Cette souplesse octroyée aux entreprises vise à adapter les règles au contexte spécifique et aux besoins propres de chaque structure. Par exemple, un accord d’entreprise peut modifier la gestion du temps de travail ou les primes, afin d’optimiser la compétitivité et mieux répondre aux enjeux internes.
Le tableau ci-dessous résume l’application classique du principe de faveur :
Type d’accord | Portée | Possibilité de dérogation défavorable | Domaines exemples |
---|---|---|---|
Accord de branche | Groupe d’entreprises d’un même secteur | Non (principe d’ordre public social) | Salaires minima, classifications, égalité professionnelle |
Accord d’entreprise | Entreprise spécifique | Oui, dans certains cas limités | Heures supplémentaires, indemnité de fin de contrat, aménagement du temps |
Il est important de signaler que cette capacité à déroger est encadrée et ne s’applique pas quand les dispositions sont estampillées ordre public social, c’est-à-dire lorsqu’elles correspondent à un socle minimal de protection obligatoire que l’on ne peut pas affaiblir au détriment des salariés.
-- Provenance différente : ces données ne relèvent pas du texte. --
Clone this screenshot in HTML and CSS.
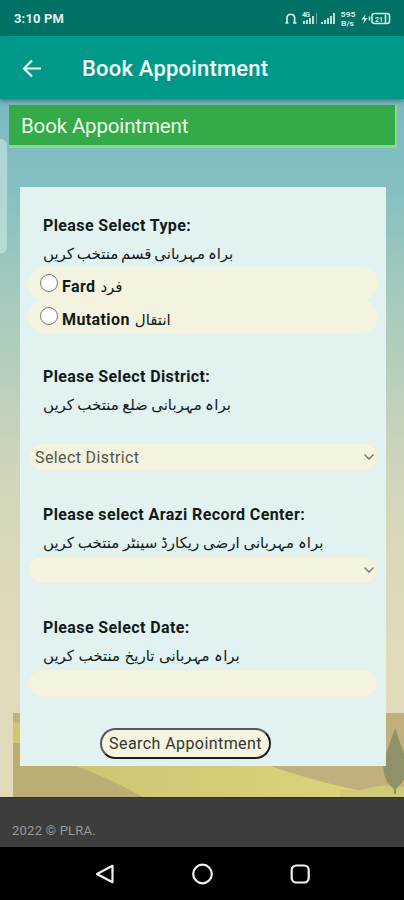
FILE: index.html
```html
<!DOCTYPE html>
<html lang="en">
<head>
<meta charset="utf-8">
<title>Book Appointment</title>
<link rel="stylesheet" href="styles.css">
</head>
<body>
<div class="statusbar">
  <span class="clock">3:10 PM</span>
  <svg class="indicators" width="108" height="20" viewBox="0 0 108 20" fill="none" stroke="#d3ebe7">
    <path d="M3 13.5V8a4 4 0 0 1 7.6 0v5.500M1.500 14h3M9 14h3.500" stroke-width="1.700"/>
    <path d="M20 15v-3M23 15v-4M26 15V9M29 15V7" stroke-width="1.800"/>
    <path d="M32.500 15V4" stroke="#6ba69e" stroke-width="1"/>
    <path d="M38 15v-2M41 15v-4M44 15V9M47 15V7M50 15V4" stroke-width="1.800"/>
    <g fill="#d3ebe7" stroke="none" class="tiny">
      <text x="18" y="7.500" textLength="8">4G</text>
      <text x="56.500" y="8" textLength="15" lengthAdjust="spacingAndGlyphs">595</text>
      <text x="57" y="17" textLength="13" lengthAdjust="spacingAndGlyphs">B/s</text>
      <text x="91" y="12.500" textLength="8">21</text>
    </g>
    <path d="M81.500 5l-4 5.500h3L79 15l4.500-6h-3z" fill="#e7f5f2" stroke="none"/>
    <rect x="88" y="4.500" width="17.500" height="10" rx="2.500" stroke-width="1.600"/>
    <path d="M85.500 7.500v4M101.500 5v9" stroke-width="1.600"/>
  </svg>
</div>
<header class="appbar">
  <svg class="back" width="22" height="22" viewBox="0 0 22 22" fill="none" stroke="#eefaf7" stroke-width="2.200"><path d="M20 10.500H3.500M11 2.500L3 10.500l8 8"/></svg>
  <h1>Book Appointment</h1>
</header>
<main class="page">
  <svg class="scenery" width="404" height="87" viewBox="0 0 404 87">
    <defs>
      <linearGradient id="hill"><stop offset="0" stop-color="#ccc473"/><stop offset="1" stop-color="#dbd47b"/></linearGradient>
    </defs>
    <path d="M13 3H404V87H13z" fill="#bfb07d"/>
    <path d="M13 12l15 1v20H13z" fill="#d0c66f"/>
    <path d="M13 33H65L145 87H13z" fill="#bbae74"/>
    <path d="M60 50L73 55Q105 66 143 87H362V81Q320 73 264 54z" fill="url(#hill)"/>
    <path d="M340 87V80L362 80Q385 73 404 77V87z" fill="#cfca78"/>
    <path d="M395 18L386 44Q378 67 394 79V84h2v-5Q412 65 404 44z" fill="#8f9269"/>
  </svg>
  <div class="handle"></div>
  <h2 class="banner">Book Appointment</h2>
  <form class="card">
    <section class="field">
      <div class="label">Please Select Type:</div>
      <div class="urdu"><span class="tight" lang="ur" dir="rtl">براہ مہربانی قسم منتخب کریں</span></div>
      <label class="option"><input type="radio" name="type"><b>Fard</b><span lang="ur">فرد</span></label>
      <label class="option"><input type="radio" name="type"><b>Mutation</b><span lang="ur">انتقال</span></label>
    </section>
    <section class="field">
      <div class="label">Please Select District:</div>
      <div class="urdu spaced"><span class="snug" lang="ur" dir="rtl">براہ مہربانی ضلع منتخب کریں</span></div>
      <div class="control">Select District<svg width="12" height="8" viewBox="0 0 12 8"><path d="M1.500 1.500L6 6l4.500-4.500"/></svg></div>
    </section>
    <section class="field">
      <div class="label">Please select Arazi Record Center:</div>
      <div class="urdu"><span lang="ur" dir="rtl">براہ مہربانی ارضی ریکارڈ سینٹر منتخب کریں</span></div>
      <div class="control"><svg width="12" height="8" viewBox="0 0 12 8"><path d="M1.500 1.500L6 6l4.500-4.500"/></svg></div>
    </section>
    <section class="field">
      <div class="label">Please Select Date:</div>
      <div class="urdu"><span class="loose" lang="ur" dir="rtl">براہ مہربانی تاریخ منتخب کریں</span></div>
      <div class="control"></div>
    </section>
    <button class="search" type="button">Search Appointment</button>
  </form>
</main>
<footer class="footer">2022 © PLRA.</footer>
<nav class="navbar">
  <svg width="22" height="22" viewBox="0 0 22 22"><path d="M19.500 2.800V19.200L4 11z"/></svg>
  <svg width="22" height="22" viewBox="0 0 22 22"><circle cx="11.500" cy="11" r="9.300"/></svg>
  <svg width="22" height="22" viewBox="0 0 22 22"><rect x="2.700" y="2.500" width="17" height="17" rx="4.500"/></svg>
</nav>
</body>
</html>
```

FILE: styles.css
```css
* { box-sizing: border-box; }
body {
  margin: 0;
  width: 404px;
  height: 900px;
  display: flex;
  flex-direction: column;
  overflow: hidden;
  font-family: Roboto, "DejaVu Sans", sans-serif;
  color: #111a1a;
}
.statusbar {
  height: 36px;
  flex: none;
  display: flex;
  align-items: center;
  justify-content: space-between;
  padding: 1px 12px 0 14px;
  background: #007165;
}
.clock { color: #e3f3f0; font-size: 13px; font-weight: 700; letter-spacing: .15px; }
.tiny { font-size: 7px; font-weight: 700; }
.appbar {
  height: 63px;
  flex: none;
  display: flex;
  align-items: center;
  padding: 2px 0 0 21px;
  background: #009888;
  box-shadow: 0 2px 5px rgba(30, 70, 75, .6);
  z-index: 2;
}
.appbar h1 {
  margin: 0 0 0 39px;
  font-size: 22px;
  font-weight: 500;
  letter-spacing: .2px;
  color: #f4fffd;
}
.page {
  position: relative;
  height: 698px;
  flex: none;
  padding: 6px 7px 0 9px;
  background: linear-gradient(#7cb9c0 0, #84c0c0 90px, #a3c9bd 190px, #b6cebb 270px, #ced5bb 370px, #dbd8ba 460px, #e1dbbb 580px, #e1d9ba 698px);
}
.scenery { position: absolute; left: 0; bottom: 0; }
.handle {
  position: absolute;
  left: 0;
  top: 39px;
  width: 8px;
  height: 117px;
  background: rgba(205, 232, 225, .6);
  border: 1px solid rgba(115, 165, 160, .5);
  border-left: 0;
  border-radius: 0 9px 9px 0;
}
.banner {
  margin: 0;
  height: 43px;
  padding: 2px 0 0 12px;
  line-height: 39px;
  font-size: 20.5px;
  font-weight: 400;
  letter-spacing: -.15px;
  color: #eefbe9;
  background: #34aa49;
  border-right: 2px solid #8fd797;
  border-bottom: 3px solid #8fd797;
}
.card {
  position: relative;
  margin: 39px 0 0 11px;
  width: 366px;
  height: 579px;
  padding: 25px 8px 0;
  background: #e1f2f1;
  display: flex;
  flex-direction: column;
}
.field { margin-bottom: 30px; }
.label {
  height: 28px;
  line-height: 28px;
  padding-left: 15px;
  font-size: 16px;
  font-weight: 700;
  letter-spacing: .39px;
}
.urdu {
  height: 27px;
  line-height: 29px;
  padding-left: 15px;
  font-size: 15px;
  white-space: nowrap;
}
.urdu span { display: inline-block; }
.urdu .tight { word-spacing: -1px; }
.urdu .snug { word-spacing: -.4px; }
.urdu .loose { word-spacing: .8px; }
.spaced { margin-bottom: 25px; }
.option {
  height: 33px;
  display: flex;
  align-items: center;
  gap: 5px;
  padding: 6px 0 0 12px;
  border-radius: 16px;
  background: #f4f3df;
  font-size: 16px;
}
.option b { letter-spacing: .4px; }
.option input {
  appearance: none;
  width: 18px;
  height: 18px;
  margin: -7px -1px 0 0;
  border: 1px solid #777;
  border-radius: 50%;
  background: #fff;
}
.option span { font-size: 15px; }
.control {
  height: 28px;
  width: 350px;
  display: flex;
  align-items: center;
  padding: 0 2px 0 6px;
  border: 1px solid #f1ecdc;
  border-radius: 14px;
  background: #f4f3df;
  font-size: 16px;
  letter-spacing: .38px;
  color: #565748;
}
.control svg { margin-left: auto; }
.control path { fill: none; stroke: #77776b; stroke-width: 1.4; }
.search {
  width: 171px;
  height: 31px;
  margin: 1px 0 0 72px;
  padding: 0;
  border: 2px solid #1b1e1b;
  border-top-color: #565b58;
  border-left-color: #565b58;
  border-radius: 16px;
  background: #f4f4e0;
  font: 16px Roboto, sans-serif;
  letter-spacing: .43px;
  color: #33352e;
}
.footer {
  height: 50px;
  flex: none;
  padding: 19px 0 0 12px;
  line-height: 28px;
  background: #3d3d3d;
  color: #999;
  font-size: 13px;
  letter-spacing: .25px;
  border-top: 1px solid #303033;
}
.navbar {
  height: 53px;
  flex: none;
  display: flex;
  align-items: center;
  gap: 76px;
  padding-left: 93px;
  background: #000;
}
.navbar svg { fill: none; stroke: #f2f2f2; stroke-width: 2.2; stroke-linejoin: round; }
```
Sur ce sujet sensible, vous pouvez approfondir sur les principes en droit du travail concernant l’accord d’entreprise moins favorable.

Les domaines où le principe de faveur est strictement encadré : les exceptions légales majeures
Bien que l’accord d’entreprise jouisse d’une certaine latitude, la loi fixe des domaines réservés à la branche où la dérogation défavorable est exclue ou très encadrée. On parle alors d’exceptions légales qui visent à protéger les droits fondamentaux des salariés.
Le salaire minimum conventionnel
Dans ce domaine, l’accord d’entreprise ne peut pas prévoir un salaire inférieur au minimum fixé par l’accord de branche. Ce verrouillage des accords de branche sur cette question s’explique par le rôle central du salaire dans la relation de travail et la nécessité de préserver un niveau raisonnable de rémunération pour tous.
L’égalité professionnelle entre femmes et hommes
Un autre domaine sensible est celui de l’égalité professionnelle. Les accords d’entreprise ne peuvent déroger, de façon défavorable, aux garanties prévues par les accords de branche pour lutter contre les inégalités. Par exemple, les mesures relatives à la promotion, à la formation et à la rémunération doivent être au minimum conformes aux standards de la branche, afin d’éviter tout recul.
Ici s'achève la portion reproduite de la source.